_Dataset rows_.

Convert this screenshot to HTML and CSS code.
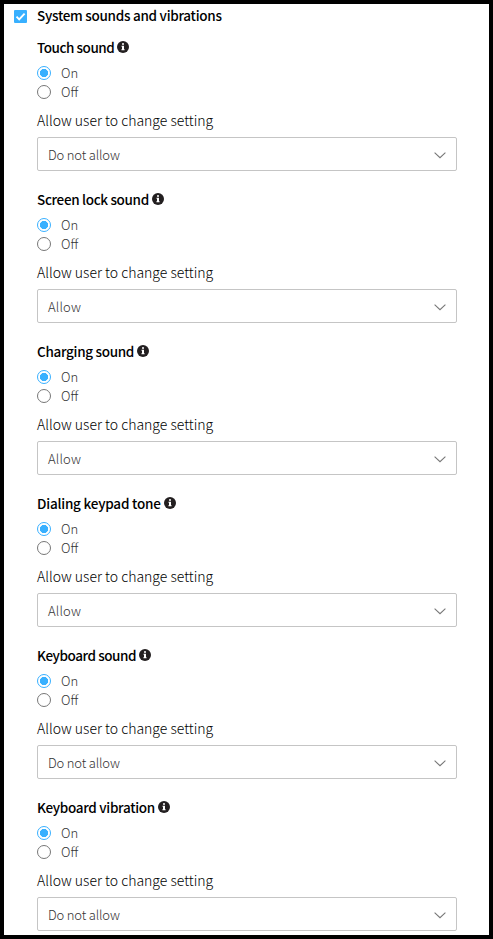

--

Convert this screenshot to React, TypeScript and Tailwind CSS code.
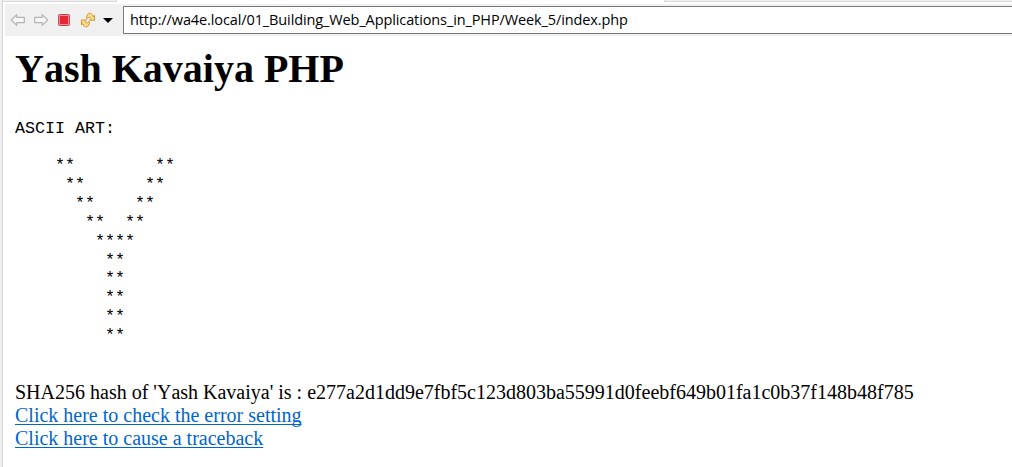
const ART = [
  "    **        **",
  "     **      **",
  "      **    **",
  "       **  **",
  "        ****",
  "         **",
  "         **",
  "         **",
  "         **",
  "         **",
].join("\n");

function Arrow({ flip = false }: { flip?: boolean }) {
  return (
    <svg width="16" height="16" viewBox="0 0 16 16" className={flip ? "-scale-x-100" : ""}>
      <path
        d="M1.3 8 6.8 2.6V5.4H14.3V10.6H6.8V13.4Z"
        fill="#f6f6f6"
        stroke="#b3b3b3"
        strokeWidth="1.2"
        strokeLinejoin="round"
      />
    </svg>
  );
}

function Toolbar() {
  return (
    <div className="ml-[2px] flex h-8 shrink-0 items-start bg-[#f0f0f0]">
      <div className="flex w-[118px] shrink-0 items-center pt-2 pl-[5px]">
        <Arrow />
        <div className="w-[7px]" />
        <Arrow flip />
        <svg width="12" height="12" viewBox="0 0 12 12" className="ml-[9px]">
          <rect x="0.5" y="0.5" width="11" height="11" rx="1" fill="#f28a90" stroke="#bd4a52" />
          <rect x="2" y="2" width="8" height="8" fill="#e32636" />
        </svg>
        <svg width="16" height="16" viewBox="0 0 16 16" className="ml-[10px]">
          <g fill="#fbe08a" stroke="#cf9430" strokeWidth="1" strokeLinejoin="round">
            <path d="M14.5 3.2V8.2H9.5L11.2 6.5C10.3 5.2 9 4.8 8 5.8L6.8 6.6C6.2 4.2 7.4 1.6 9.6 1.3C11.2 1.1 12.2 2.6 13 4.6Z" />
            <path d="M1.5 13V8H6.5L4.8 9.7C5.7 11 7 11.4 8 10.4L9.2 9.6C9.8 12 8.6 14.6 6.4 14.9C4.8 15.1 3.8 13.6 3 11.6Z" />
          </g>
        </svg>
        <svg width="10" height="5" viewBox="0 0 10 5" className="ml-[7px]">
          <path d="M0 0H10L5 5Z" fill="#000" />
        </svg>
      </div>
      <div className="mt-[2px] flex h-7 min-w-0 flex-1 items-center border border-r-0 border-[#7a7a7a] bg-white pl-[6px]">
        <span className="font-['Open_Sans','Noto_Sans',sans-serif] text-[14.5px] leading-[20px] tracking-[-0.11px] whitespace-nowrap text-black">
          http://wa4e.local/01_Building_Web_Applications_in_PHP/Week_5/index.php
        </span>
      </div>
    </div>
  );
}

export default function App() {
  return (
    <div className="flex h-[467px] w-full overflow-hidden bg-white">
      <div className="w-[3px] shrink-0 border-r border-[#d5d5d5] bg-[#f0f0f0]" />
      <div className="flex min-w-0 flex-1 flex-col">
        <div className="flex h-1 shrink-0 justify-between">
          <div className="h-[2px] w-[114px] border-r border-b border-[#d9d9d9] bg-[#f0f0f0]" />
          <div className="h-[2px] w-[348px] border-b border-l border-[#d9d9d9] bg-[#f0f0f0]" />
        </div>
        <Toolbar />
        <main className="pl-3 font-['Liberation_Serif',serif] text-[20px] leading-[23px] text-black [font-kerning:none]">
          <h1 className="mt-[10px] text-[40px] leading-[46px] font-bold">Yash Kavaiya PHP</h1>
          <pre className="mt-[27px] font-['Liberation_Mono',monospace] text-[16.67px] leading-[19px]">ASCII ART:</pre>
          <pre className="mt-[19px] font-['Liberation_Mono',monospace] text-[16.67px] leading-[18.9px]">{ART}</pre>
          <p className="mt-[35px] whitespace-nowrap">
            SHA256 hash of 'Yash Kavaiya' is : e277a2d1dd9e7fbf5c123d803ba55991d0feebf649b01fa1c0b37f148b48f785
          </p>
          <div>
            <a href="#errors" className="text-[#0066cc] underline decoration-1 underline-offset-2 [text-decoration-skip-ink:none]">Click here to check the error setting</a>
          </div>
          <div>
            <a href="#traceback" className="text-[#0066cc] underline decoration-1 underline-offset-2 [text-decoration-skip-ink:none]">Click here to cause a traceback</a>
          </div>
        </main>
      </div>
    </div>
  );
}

_Required work_. Go through the records and show every line with the string "screenshot" in it.

_Result of the task_.
Convert this screenshot to HTML and CSS code.
Convert this screenshot to React, TypeScript and Tailwind CSS code.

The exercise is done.